Benedict Cumberbatch will lead Rogue Male adaptation

Benedict Cumberbatch

by James White |
Published on

Geoffrey Household's 1939 novel Rogue Male is one of those books that has been through the adaptation process before, but keeps popping up on radars. The latest person ready to take a crack at it is Benedict Cumberbatch, who plans to star in and produce a new film.

The book is a survivalist thriller that follows a British sportsman and hunter who attempts to assassinate a dictator but is caught, tortured and left for dead. When he escapes back home to England, he must hide out in a harsh countryside with the enemy agents as well as the police in hot pursuit. Household intended for the dictator to represent a famous historical figure: "although the idea for Rogue Male germinated from my intense dislike of Hitler, I did not actually name him in the book as things were a bit tricky at the time and I thought I would leave it open so that the target could be either Hitler or Stalin," he told the Radio Times in the 1970s. "You could take your pick."

1941's film version Man Hunt plumped for Hitler and had Walter Pigeon and Joan Bennett starring for Fritz Lang. Since then, it has also been on the radio on both sides of the pond and was turned into a 1976 BBC TV movie with Peter O'Toole in the lead.

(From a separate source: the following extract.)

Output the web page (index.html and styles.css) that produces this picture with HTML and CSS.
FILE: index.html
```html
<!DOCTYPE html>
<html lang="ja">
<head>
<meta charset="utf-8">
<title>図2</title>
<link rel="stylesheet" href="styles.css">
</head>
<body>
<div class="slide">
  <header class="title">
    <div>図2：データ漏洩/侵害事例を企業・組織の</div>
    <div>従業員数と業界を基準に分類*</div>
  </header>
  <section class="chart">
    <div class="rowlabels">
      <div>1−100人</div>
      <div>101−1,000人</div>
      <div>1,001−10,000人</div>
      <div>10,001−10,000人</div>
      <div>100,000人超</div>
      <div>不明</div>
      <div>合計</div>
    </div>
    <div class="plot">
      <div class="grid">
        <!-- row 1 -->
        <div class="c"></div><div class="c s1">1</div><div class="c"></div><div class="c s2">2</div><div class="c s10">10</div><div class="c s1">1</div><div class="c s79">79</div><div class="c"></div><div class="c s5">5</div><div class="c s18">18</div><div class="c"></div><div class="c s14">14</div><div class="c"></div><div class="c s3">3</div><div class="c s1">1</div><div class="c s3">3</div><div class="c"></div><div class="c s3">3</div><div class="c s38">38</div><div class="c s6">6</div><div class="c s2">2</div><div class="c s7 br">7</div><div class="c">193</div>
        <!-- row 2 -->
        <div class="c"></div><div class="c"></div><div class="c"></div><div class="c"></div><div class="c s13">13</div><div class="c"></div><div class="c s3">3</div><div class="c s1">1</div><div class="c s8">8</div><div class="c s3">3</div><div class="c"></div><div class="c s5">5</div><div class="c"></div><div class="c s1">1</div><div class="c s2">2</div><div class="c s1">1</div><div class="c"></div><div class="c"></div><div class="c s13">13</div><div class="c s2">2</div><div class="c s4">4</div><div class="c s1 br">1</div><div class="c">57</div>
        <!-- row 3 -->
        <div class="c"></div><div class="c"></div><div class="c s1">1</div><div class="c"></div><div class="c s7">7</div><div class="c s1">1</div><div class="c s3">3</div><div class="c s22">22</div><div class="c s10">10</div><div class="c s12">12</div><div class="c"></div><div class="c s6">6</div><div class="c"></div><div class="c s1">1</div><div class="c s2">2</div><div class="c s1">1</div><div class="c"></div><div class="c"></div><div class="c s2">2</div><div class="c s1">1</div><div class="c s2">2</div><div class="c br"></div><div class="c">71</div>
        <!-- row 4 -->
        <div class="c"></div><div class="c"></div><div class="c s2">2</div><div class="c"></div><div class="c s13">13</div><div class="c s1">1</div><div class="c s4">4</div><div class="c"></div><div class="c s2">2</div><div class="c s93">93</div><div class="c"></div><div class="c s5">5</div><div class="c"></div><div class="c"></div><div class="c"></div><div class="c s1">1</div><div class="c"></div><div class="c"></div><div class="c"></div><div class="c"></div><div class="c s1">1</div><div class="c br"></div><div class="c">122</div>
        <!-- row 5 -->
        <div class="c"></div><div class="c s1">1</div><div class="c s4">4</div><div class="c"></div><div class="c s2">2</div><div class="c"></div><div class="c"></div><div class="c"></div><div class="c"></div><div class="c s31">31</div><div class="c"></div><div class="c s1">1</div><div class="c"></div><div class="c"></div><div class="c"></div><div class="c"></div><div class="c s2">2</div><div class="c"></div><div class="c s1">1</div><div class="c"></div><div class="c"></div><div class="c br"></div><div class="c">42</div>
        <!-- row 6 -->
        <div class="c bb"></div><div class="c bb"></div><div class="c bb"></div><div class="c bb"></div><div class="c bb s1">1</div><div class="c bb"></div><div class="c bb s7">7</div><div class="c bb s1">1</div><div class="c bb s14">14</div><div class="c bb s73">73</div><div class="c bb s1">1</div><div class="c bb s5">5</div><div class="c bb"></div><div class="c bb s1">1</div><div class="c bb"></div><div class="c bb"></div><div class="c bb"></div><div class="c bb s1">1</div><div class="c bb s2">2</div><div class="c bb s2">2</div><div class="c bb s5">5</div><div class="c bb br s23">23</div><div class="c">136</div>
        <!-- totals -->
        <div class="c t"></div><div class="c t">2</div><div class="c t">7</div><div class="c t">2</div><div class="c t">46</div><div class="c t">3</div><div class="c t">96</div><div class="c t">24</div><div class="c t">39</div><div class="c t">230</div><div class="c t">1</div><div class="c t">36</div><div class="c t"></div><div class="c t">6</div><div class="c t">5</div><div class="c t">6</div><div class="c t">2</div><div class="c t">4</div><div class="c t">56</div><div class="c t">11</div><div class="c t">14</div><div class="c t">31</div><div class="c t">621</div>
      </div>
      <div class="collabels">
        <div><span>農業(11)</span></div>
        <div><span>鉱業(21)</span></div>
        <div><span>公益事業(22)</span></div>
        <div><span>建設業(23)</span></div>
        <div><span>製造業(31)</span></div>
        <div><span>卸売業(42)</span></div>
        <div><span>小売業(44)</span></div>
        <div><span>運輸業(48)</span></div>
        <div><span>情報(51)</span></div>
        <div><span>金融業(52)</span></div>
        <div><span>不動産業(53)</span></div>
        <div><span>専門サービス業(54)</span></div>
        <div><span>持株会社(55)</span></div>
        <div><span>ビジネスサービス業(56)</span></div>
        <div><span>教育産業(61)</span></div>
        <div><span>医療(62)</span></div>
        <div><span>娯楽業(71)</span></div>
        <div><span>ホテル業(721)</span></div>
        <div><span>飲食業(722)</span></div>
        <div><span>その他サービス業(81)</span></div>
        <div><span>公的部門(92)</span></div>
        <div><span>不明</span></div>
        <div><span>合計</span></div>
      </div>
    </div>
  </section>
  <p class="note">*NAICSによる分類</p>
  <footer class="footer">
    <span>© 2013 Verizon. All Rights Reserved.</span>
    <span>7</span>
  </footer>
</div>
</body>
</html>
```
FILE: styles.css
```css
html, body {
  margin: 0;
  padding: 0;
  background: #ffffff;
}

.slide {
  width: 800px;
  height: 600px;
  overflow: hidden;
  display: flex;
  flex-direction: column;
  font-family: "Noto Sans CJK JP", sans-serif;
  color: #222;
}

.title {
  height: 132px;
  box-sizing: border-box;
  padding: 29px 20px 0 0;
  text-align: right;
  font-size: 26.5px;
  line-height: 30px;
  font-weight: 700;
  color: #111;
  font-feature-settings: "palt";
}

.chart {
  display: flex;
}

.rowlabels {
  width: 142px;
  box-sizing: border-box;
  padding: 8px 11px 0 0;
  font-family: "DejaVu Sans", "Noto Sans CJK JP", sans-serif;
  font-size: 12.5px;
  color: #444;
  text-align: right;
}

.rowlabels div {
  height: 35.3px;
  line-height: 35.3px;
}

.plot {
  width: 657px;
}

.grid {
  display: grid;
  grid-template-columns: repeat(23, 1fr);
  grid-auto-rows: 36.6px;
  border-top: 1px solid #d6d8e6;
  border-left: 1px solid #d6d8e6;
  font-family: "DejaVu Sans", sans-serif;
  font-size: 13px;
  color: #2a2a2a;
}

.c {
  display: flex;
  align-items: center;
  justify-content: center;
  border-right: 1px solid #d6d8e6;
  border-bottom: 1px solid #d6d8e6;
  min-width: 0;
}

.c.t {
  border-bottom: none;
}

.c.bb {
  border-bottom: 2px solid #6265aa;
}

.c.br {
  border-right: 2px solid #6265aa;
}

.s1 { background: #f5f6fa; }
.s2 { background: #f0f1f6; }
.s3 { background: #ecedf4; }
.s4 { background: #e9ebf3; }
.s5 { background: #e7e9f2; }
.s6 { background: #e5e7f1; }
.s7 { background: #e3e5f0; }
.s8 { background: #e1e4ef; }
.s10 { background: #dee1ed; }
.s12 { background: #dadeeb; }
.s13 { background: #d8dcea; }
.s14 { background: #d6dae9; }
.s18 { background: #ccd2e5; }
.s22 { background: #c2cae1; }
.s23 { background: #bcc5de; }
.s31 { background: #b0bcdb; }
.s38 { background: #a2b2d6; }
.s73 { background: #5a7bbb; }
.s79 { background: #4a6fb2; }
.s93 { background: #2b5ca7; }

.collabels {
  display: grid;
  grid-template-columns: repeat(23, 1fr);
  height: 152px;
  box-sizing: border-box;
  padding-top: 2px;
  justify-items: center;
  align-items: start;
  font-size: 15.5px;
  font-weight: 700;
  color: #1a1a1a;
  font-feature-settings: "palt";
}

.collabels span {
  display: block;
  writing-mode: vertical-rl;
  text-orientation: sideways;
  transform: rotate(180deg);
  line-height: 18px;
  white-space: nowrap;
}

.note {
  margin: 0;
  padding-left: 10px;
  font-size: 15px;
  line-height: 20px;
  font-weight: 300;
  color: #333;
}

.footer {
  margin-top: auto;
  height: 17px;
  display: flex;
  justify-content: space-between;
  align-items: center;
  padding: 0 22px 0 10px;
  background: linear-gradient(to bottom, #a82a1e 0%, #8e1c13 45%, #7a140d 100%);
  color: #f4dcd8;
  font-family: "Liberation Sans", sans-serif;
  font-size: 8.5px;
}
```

Cumberbatch's take will have Macbeth co-writer Michael Lesslie on script duty and Fox Searchlight is backing its development. “I am thrilled both as an actor and producer to be working on bringing this most treasured of English novels to the big screen,” Cumberbatch tells The Hollywood Reporter. The actor makes his Marvel Cinematic Universe debut in Doctor Strange, which arrives here on October 28, and has been busy filming the next series of Sherlock.